A bid that's significantly lower than every other bid is not a deal. It usually means scope was left out, materials were substituted, or the contractor underbids to win and then makes it up in change orders once you're committed. The cheapest bid almost always ends up being the most expensive project.
Choosing Your Style Without Second-Guessing Yourself
The design phase is where most people slow down. There are too many choices and no easy way to visualize how they combine.
Subway tile with dark grout. Large format porcelain with a patterned floor. Marble look with brass fixtures. Matte black everything. These all look very different in real life than they do in a catalog or on a phone screen.
I’d strongly recommend trying a few combinations in ReVision AI before you commit. Snap your bathroom, feed in some style direction, and see what comes back. It won’t be a perfect rendition of your exact tile choice, but it’ll show you whether you’re heading toward light and airy or moody and dark, whether you want visual texture or clean planes. That clarity is worth a lot before you put money down on materials.
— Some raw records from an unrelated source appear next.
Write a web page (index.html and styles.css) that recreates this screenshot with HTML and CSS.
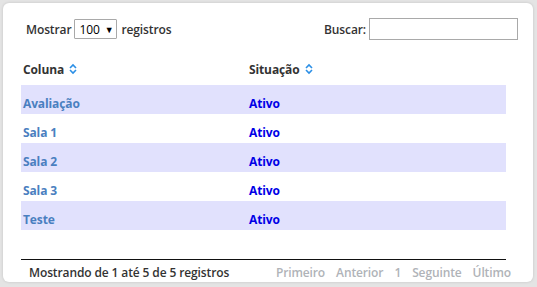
FILE: index.html
```html
<!DOCTYPE html>
<html lang="pt">
<head>
<meta charset="utf-8">
<link rel="stylesheet" href="styles.css">
</head>
<body>
<div class="card">
  <div class="toolbar">
    <label class="length">Mostrar
      <span class="select">100 <span class="caret">▼</span></span>
      registros</label>
    <label class="search">Buscar: <span class="input"></span></label>
  </div>
  <table class="grid">
    <thead>
      <tr>
        <th class="c1">Coluna <svg class="sort" viewBox="0 0 8 12" width="8" height="12"><path d="M1 5 L4 2 L7 5 M1 7 L4 10 L7 7" fill="none" stroke="#2b8fe6" stroke-width="1.6"/></svg></th>
        <th>Situação <svg class="sort" viewBox="0 0 8 12" width="8" height="12"><path d="M1 5 L4 2 L7 5 M1 7 L4 10 L7 7" fill="none" stroke="#2b8fe6" stroke-width="1.6"/></svg></th>
      </tr>
    </thead>
    <tbody>
      <tr class="odd"><td class="name">Avaliação</td><td class="status">Ativo</td></tr>
      <tr><td class="name">Sala 1</td><td class="status">Ativo</td></tr>
      <tr class="odd"><td class="name">Sala 2</td><td class="status">Ativo</td></tr>
      <tr><td class="name">Sala 3</td><td class="status">Ativo</td></tr>
      <tr class="odd"><td class="name">Teste</td><td class="status">Ativo</td></tr>
    </tbody>
  </table>
  <div class="footer">
    <div class="info">Mostrando de 1 até 5 de 5 registros</div>
    <div class="pager">
      <span>Primeiro</span><span>Anterior</span><span>1</span><span>Seguinte</span><span>Último</span>
    </div>
  </div>
</div>
</body>
</html>
```
FILE: styles.css
```css
html, body { margin: 0; padding: 0; }
body {
  background: #e4e4e4;
  font-family: "Open Sans", "Noto Sans", sans-serif;
  font-size: 12px;
  letter-spacing: -0.12px;
  color: #333;
  width: 537px;
  height: 287px;
  overflow: hidden;
}
.card {
  box-sizing: border-box;
  margin: 3px 0 0 3px;
  width: 530px;
  height: 279px;
  background: #fff;
  border-radius: 6px;
  box-shadow: 0 0 3px rgba(0,0,0,0.15);
  padding: 15px 27px 0 18px;
}
.toolbar {
  display: flex;
  justify-content: space-between;
  align-items: center;
  height: 22px;
  margin-right: -12px;
  padding-left: 5px;
  font-weight: 600;
  color: #333;
}
.length, .search { display: flex; align-items: center; }
.select {
  display: inline-flex;
  align-items: center;
  box-sizing: border-box;
  height: 20px;
  width: 43px;
  border: 1px solid #a9a9a9;
  border-radius: 1px;
  margin: 0 4px 0 3px;
  padding-left: 4px;
  font-weight: 400;
  color: #000;
}
.caret { font-size: 9px; margin-left: 5px; }
.input {
  display: inline-block;
  box-sizing: border-box;
  width: 149px;
  height: 22px;
  border: 1px solid #a9a9a9;
  margin-left: 3px;
}
.grid {
  width: 485px;
  border-collapse: collapse;
  margin-top: 13px;
}
.grid th {
  text-align: left;
  font-weight: 700;
  color: #333;
  height: 32px;
  padding: 0 2px;
  vertical-align: middle;
}
.grid th.c1 { width: 222px; }
.sort { vertical-align: -1px; margin-left: 2px; }
.grid td {
  box-sizing: border-box;
  height: 29px;
  padding: 7px 2px 0;
  font-weight: 700;
  vertical-align: middle;
}
.grid tr.odd td { background: #e1e1fd; }
.name { color: #4a7fc0; }
.status { color: #0000e6; }
.footer {
  margin-top: 29px;
  width: 485px;
  border-top: 1px solid #111;
  display: flex;
  justify-content: space-between;
  align-items: center;
  height: 22px;
  padding-top: 1px;
  font-weight: 600;
}
.info { padding-left: 8px; color: #333; }
.pager { display: flex; gap: 11px; color: #b0b3b8; margin-right: -5px; }
```
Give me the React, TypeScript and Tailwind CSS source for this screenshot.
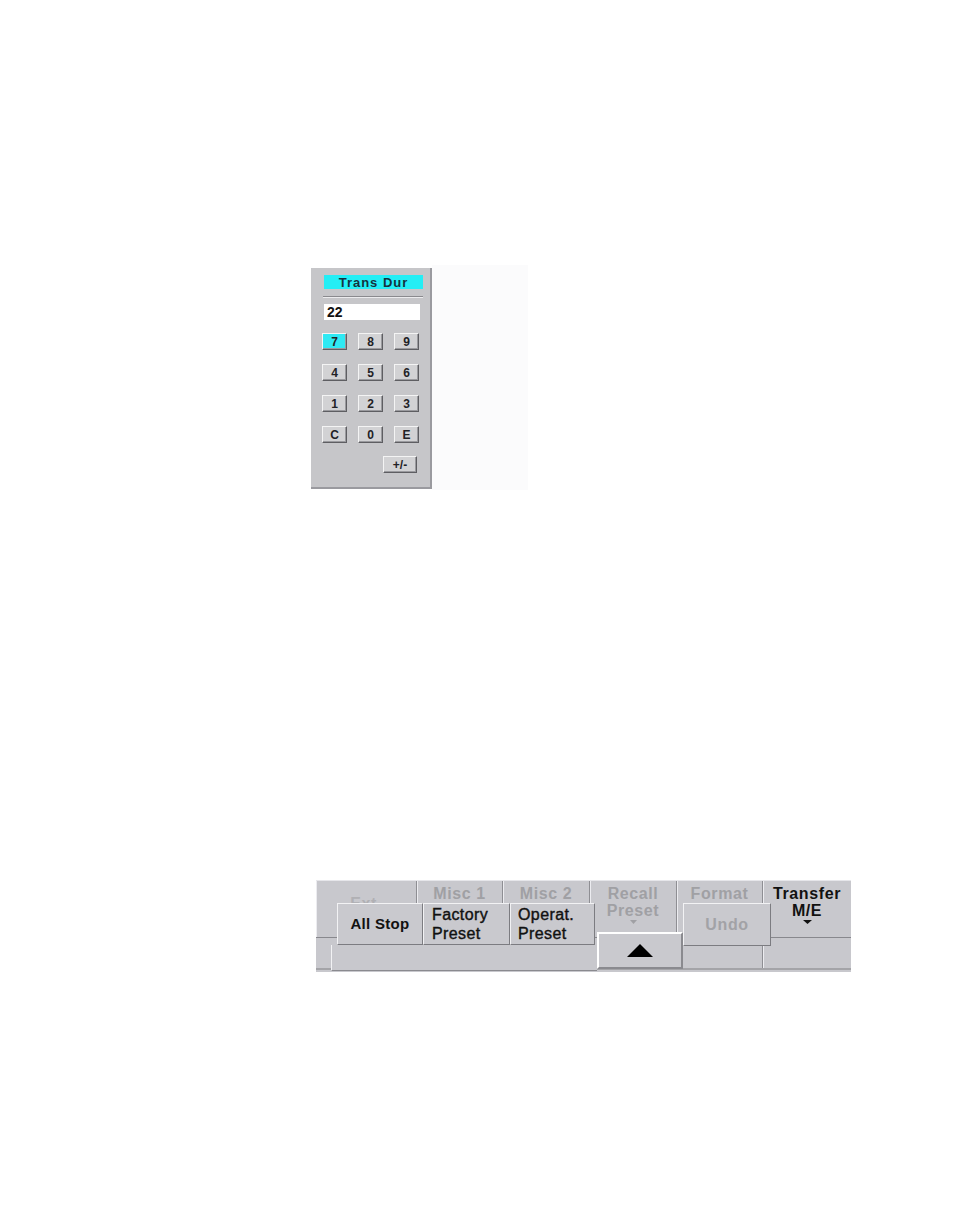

Check out the styles gallery for direction on the looks that tend to work well in bathrooms - Japandi and Scandinavian especially translate beautifully into shower tile design.
Your Shower Remodel Action List
- Set your real budget. Not the budget you hope it is. The budget you can actually spend, plus 15% contingency.
- Decide: prefab or custom tile. This sets the scope, timeline, and contractor skill level you need.
- Visualize the design before picking materials. Use ReVision AI to see how different styles look in your actual space.
- Lock in tile and fixtures early. Order before demo starts so materials arrive before the job stalls.
- Get 3 bids from contractors who specialize in tile work. Compare scope, not just price.
- Ask about waterproofing. Specifically. Get an answer you understand.
- Get the change order policy in writing before signing anything.
- Plan for 4-6 weeks total from contract to functional shower.